# Algae ID and Solution (with pics!)



## eylk (Dec 15, 2007)

Hello, this is my tank. 40 Gallon, 5 Platy, 1 Sword Tail and 2 X-ray Tetra. Ammonia : 0, Nitrite : 0 , Nitrate : 0 , Ph : 6.0. Eh... no kH and gK testkit ... yet.

Lighting is on for 10 hours. I have 4 bulbs at 36w, 6400k. Fert is API Leaf Zone. (Soluble Potash 3.00% , Iron 0.10% , to dose 5ml per 38L per week) I dose 20ml per week, since my tank is about 180L. I also have some kind of Ball Fert which I put in my Eheim Pickup Internal Filter. The Active Ingredients were not stated. All it says are to 'put in place of high ventilation'.

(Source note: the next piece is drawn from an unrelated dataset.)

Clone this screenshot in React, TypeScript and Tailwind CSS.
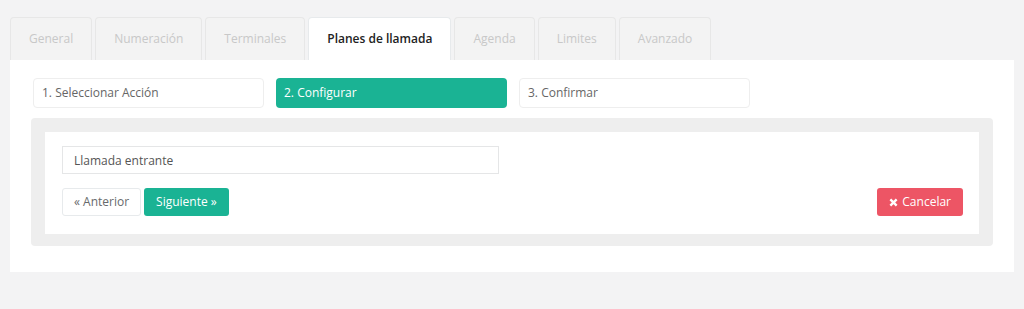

(Note : I am very new to plants, of all the plants in the aquarium, I only know the java fern, anubias, windelov , java moss and asian ambulia. I bought the rest as I thought the were easy to keep. I know I shouldnt have done that. but oh well...)



  



----------------

Now, the Algae problem. There seems to be 2 types. The 1st one (I COULD NOT get pictures) is developed on the glass, it looks like a mist. (Like dew on the car window in the mornings.)

The 2nd one (Pics below, brown and mostly in spots.) is also growing on my glass but also on my Java Fern, Windelov and Anubias, and even on or inside of my Eheim Picku Filter !! Im pretty sure it is that kind of algae on the plants as there was once I was able to 'rub it off' them.

 
(Brown spots on the plant leafs and covers some of the edges as well.)

 
(Note the filter closer to the background, the lower part.)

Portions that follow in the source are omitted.